How much notice should a manager give when leaving a job?

When exiting a company, it is standard to provide your supervisor with a letter of resignation. When you submit your letter with a reasonable notice period, you show respect by allowing your supervisor enough time to organize workflow and tasks prior to your departure. In this article, we discuss what a notice period is and how you can determine the appropriate length of time to give your resignation notice.

What is a notice period?

A notice period is the length of time you will continue working between delivering your resignation letter until your final day of work. Notice periods are typically two weeks or longer. However, you can determine the needed length of your notice period by considering variables like the state of your current projects and the schedule of your coworkers.

Why give a notice period?

Recruitment can be a lengthy process, particularly in specialized fields. Consider the length of your company’s hiring process when you decide the length of notice you will give.

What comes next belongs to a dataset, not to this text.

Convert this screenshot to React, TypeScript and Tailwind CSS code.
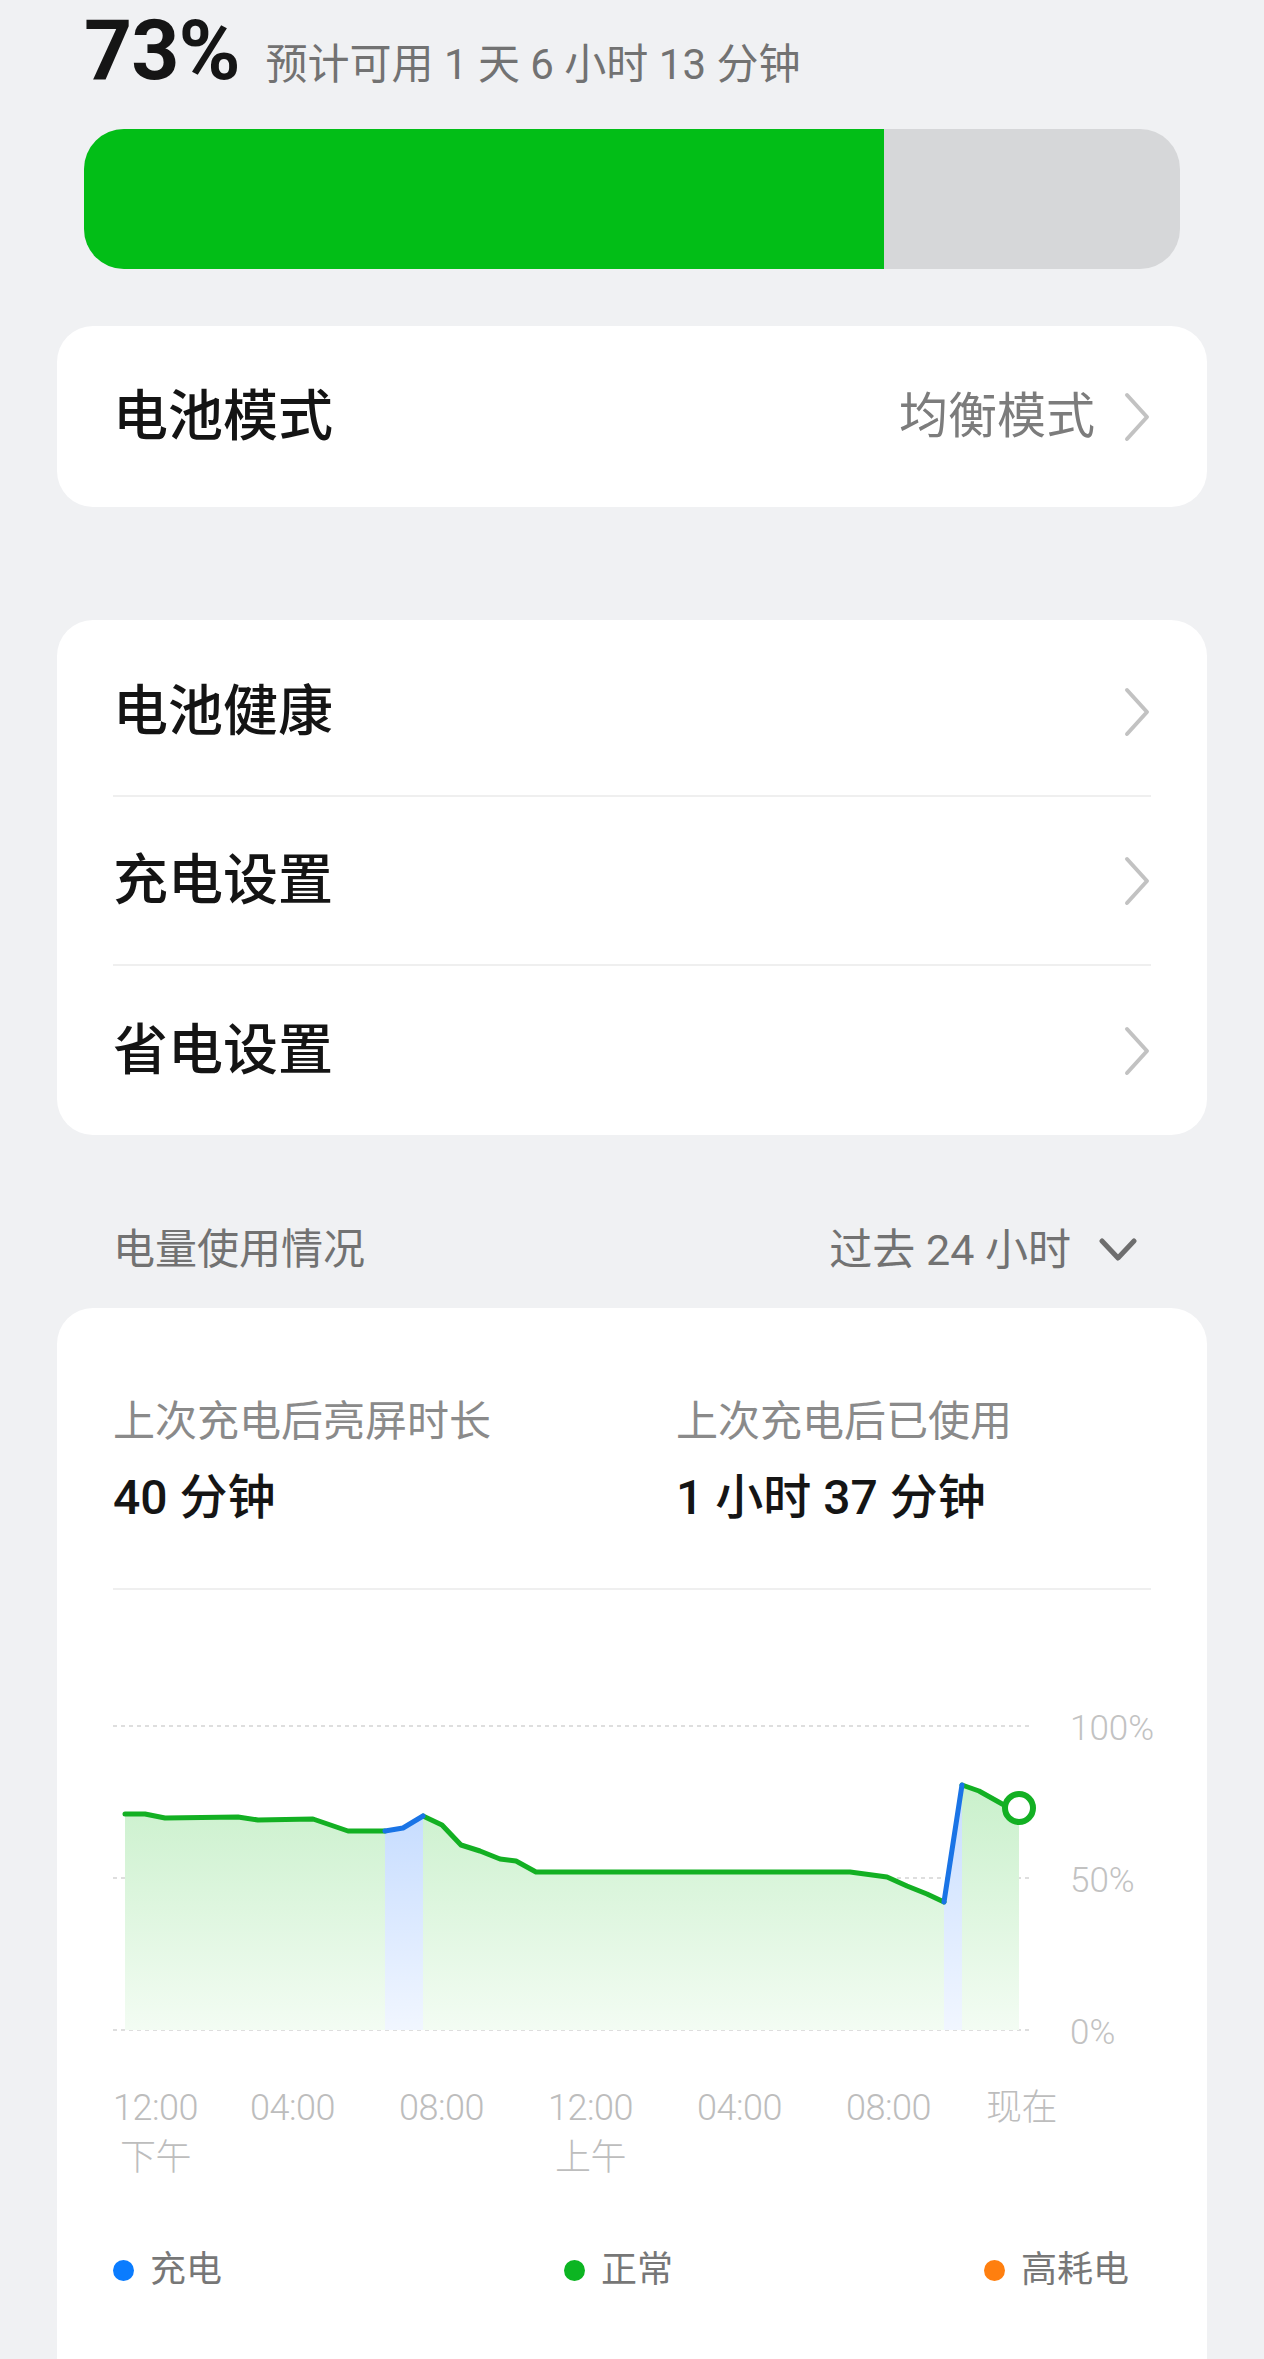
import { ReactNode } from "react";

const FONT = "font-['Roboto','Noto_Sans_CJK_SC',sans-serif]";

const ChevronRight = () => (
  <svg width="28" height="50" viewBox="0 0 28 50" fill="none">
    <path d="M4 3 L24 25 L4 47" stroke="#c2c2c2" strokeWidth={4} strokeLinecap="round" strokeLinejoin="round" />
  </svg>
);

const ChevronDown = () => (
  <svg width="38" height="26" viewBox="0 0 38 26" fill="none">
    <path d="M3 4 L19 21 L35 4" stroke="#6e6e6e" strokeWidth={5} strokeLinecap="round" strokeLinejoin="round" />
  </svg>
);

function Row({ label, value, last }: { label: string; value?: string; last?: boolean }) {
  return (
    <div className={`h-[169px] flex items-center justify-between ${last ? "" : "border-b-2 border-[#efefef]"}`}>
      <span className="text-[55px] leading-none font-medium text-[#141414]">{label}</span>
      <div className="flex items-center gap-[28px]">
        {value && <span className="text-[49px] leading-none text-[#7c7c7c]">{value}</span>}
        <ChevronRight />
      </div>
    </div>
  );
}

// chart points, local coords (svg 1040 x 360)
const pts: [number, number][] = [
  [12, 122], [32, 122], [52, 126], [125, 125], [145, 128], [200, 127], [235, 139], [272, 139],
];
const blue1: [number, number][] = [[272, 139], [290, 136], [310, 124]];
const pts2: [number, number][] = [
  [310, 124], [329, 133], [348, 153], [367, 159], [387, 167], [403, 169], [423, 180],
  [737, 180], [774, 185], [794, 194], [814, 202], [831, 210],
];
const blue2: [number, number][] = [[831, 210], [849, 93]];
const pts3: [number, number][] = [[849, 93], [866, 99], [891, 113], [906, 116]];

const toPath = (p: [number, number][]) => p.map((q, i) => `${i ? "L" : "M"}${q[0]} ${q[1]}`).join(" ");

const all = [...pts, ...blue1.slice(1), ...pts2.slice(1), ...blue2.slice(1), ...pts3.slice(1)];
const areaPath = `${toPath(all)} L906 338 L12 338 Z`;

function Chart() {
  return (
    <svg width="1040" height="360" viewBox="0 0 1040 360" className="block">
      <defs>
        <linearGradient id="gfill" x1="0" y1="0" x2="0" y2="1">
          <stop offset="0" stopColor="#c9f0cb" />
          <stop offset="1" stopColor="#f3fcf3" />
        </linearGradient>
        <linearGradient id="bfill" x1="0" y1="0" x2="0" y2="1">
          <stop offset="0" stopColor="#c7ddff" />
          <stop offset="1" stopColor="#f1f6ff" />
        </linearGradient>
      </defs>
      {[34, 186, 338].map((y) => (
        <line key={y} x1="0" x2="918" y1={y} y2={y} stroke="#dedede" strokeWidth={2} strokeDasharray="4 4" />
      ))}
      <path d={areaPath} fill="url(#gfill)" />
      <path d="M272 139 L290 136 L310 124 L310 338 L272 338 Z" fill="url(#bfill)" />
      <path d="M831 210 L849 93 L849 338 L831 338 Z" fill="url(#bfill)" />
      <g fill="none" strokeWidth={5} strokeLinejoin="round" strokeLinecap="round">
        <path d={toPath(pts)} stroke="#13b023" />
        <path d={toPath(pts2)} stroke="#13b023" />
        <path d={toPath(pts3)} stroke="#13b023" />
        <path d={toPath(blue1)} stroke="#1a74e6" />
        <path d={toPath(blue2)} stroke="#1a74e6" />
      </g>
      <circle cx="906" cy="116" r="14" fill="#fff" stroke="#13b023" strokeWidth={6} />
      <g fill="#c2c2c2" fontSize="35" fontWeight="300" fontFamily="Roboto, sans-serif">
        <text x="957" y="48">100%</text>
        <text x="957" y="200">50%</text>
        <text x="957" y="352">0%</text>
      </g>
    </svg>
  );
}

const ticks: { t: string; sub?: string; w: string }[] = [
  { t: "12:00", sub: "下午", w: "w-[137px]" },
  { t: "04:00", w: "w-[149px]" },
  { t: "08:00", w: "w-[149px]" },
  { t: "12:00", sub: "上午", w: "w-[149px]" },
  { t: "04:00", w: "w-[149px]" },
  { t: "08:00", w: "w-[140px]" },
  { t: "现在", w: "w-auto" },
];

function Legend({ color, label, w }: { color: string; label: ReactNode; w: string }) {
  return (
    <div className={`flex items-center gap-[16px] ${w}`}>
      <span className={`w-[21px] h-[21px] rounded-full ${color}`} />
      <span className="text-[36px] leading-none text-[#777]">{label}</span>
    </div>
  );
}

export default function App() {
  return (
    <div className={`min-h-screen bg-[#f0f1f3] px-[57px] pb-[60px] ${FONT}`}>
      {/* battery summary */}
      <div className="px-[27px] pt-[9px]">
        <div className="flex items-baseline gap-[26px]">
          <span className="text-[84px] leading-none font-bold text-[#151515] tracking-[-1px]">73%</span>
          <span className="text-[42px] leading-none text-[#727272]">预计可用 1 天 6 小时 13 分钟</span>
        </div>
        <div className="mt-[36px] h-[140px] rounded-[40px] bg-[#d6d7d9] overflow-hidden flex">
          <div className="w-[73%] h-full bg-[#02be17]" />
        </div>
      </div>

      <div className="mt-[57px] h-[181px] bg-white rounded-[36px] px-[56px] flex items-center justify-between">
        <span className="text-[55px] leading-none font-medium text-[#141414]">电池模式</span>
        <div className="flex items-center gap-[28px]">
          <span className="text-[49px] leading-none text-[#7c7c7c]">均衡模式</span>
          <ChevronRight />
        </div>
      </div>

      <div className="mt-[113px] bg-white rounded-[36px] px-[56px] pt-[8px]">
        <Row label="电池健康" />
        <Row label="充电设置" />
        <Row label="省电设置" last />
      </div>

      <div className="mt-[85px] h-[60px] px-[56px] flex items-center justify-between">
        <span className="text-[42px] leading-none text-[#727272]">电量使用情况</span>
        <div className="flex items-center gap-[28px] pr-[14px]">
          <span className="text-[43px] leading-none text-[#727272]">过去 24 小时</span>
          <ChevronDown />
        </div>
      </div>

      <div className="mt-[28px] bg-white rounded-t-[36px] px-[56px] pt-[93px] pb-[40px]">
        <div className="flex">
          <div className="w-[563px]">
            <div className="text-[42px] leading-none text-[#8a8a8a]">上次充电后亮屏时长</div>
            <div className="mt-[31px] text-[48px] leading-none font-medium text-[#151515]">40 分钟</div>
          </div>
          <div>
            <div className="text-[42px] leading-none text-[#8a8a8a]">上次充电后已使用</div>
            <div className="mt-[31px] text-[48px] leading-none font-medium text-[#151515]">1 小时 37 分钟</div>
          </div>
        </div>
        <div className="mt-[66px] border-t-2 border-[#efefef]" />

        <div className="mt-[102px]">
          <Chart />
        </div>

        <div className="mt-[31px] flex">
          {ticks.map((k, i) => (
            <div key={i} className={k.w}>
              <div className="inline-flex flex-col items-center text-[36px] leading-[50px] font-light text-[#bdbdbd] tracking-[-0.5px]">
                <span>{k.t}</span>
                {k.sub && <span>{k.sub}</span>}
              </div>
            </div>
          ))}
        </div>

        <div className="mt-[62px] h-[50px] flex items-center">
          <Legend w="w-[451px]" color="bg-[#0a7cff]" label="充电" />
          <Legend w="w-[420px]" color="bg-[#0cb522]" label="正常" />
          <Legend w="w-auto" color="bg-[#ff7f0f]" label="高耗电" />
        </div>

        <div className="mt-[64px] border-t-2 border-[#efefef]" />
        <div className="h-[40px]" />
      </div>
    </div>
  );
}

Human resource departments will need to process your notice of resignation, create a job description to replace your position and get approval for a recruitment budget. This process often goes through several interdepartmental checkpoints before the application opens. All of this takes time. In addition to being respectful of the company’s time, here are several reasons to provide a notice period:

  1. To maintain a positive relationship with your workplace: Whether you are in a position for a few months or a few years, it’s beneficial to leave on positive terms. When you apply for future positions, you may need recommendations or referrals from your current employer. Providing a considerate notice may increase your former employer’s likelihood to speak positively about your time with the company. 
  2. So your company can organize your replacement and continue its workflow: Providing your employer with a notice period will enable any teams you have worked to plan for your absence. You will give them enough time to organize your replacement or any gaps in the workflow. 
  3. You may have agreed to a contract or terms and conditions: You may have signed a contract or agreed to terms of employment at the start of your position. The terms and conditions of employment often state a notice period of resignation.

Sometimes companies decide to reorganize their business structure after your notice. They may have found that your job duties can be arranged to suit several positions.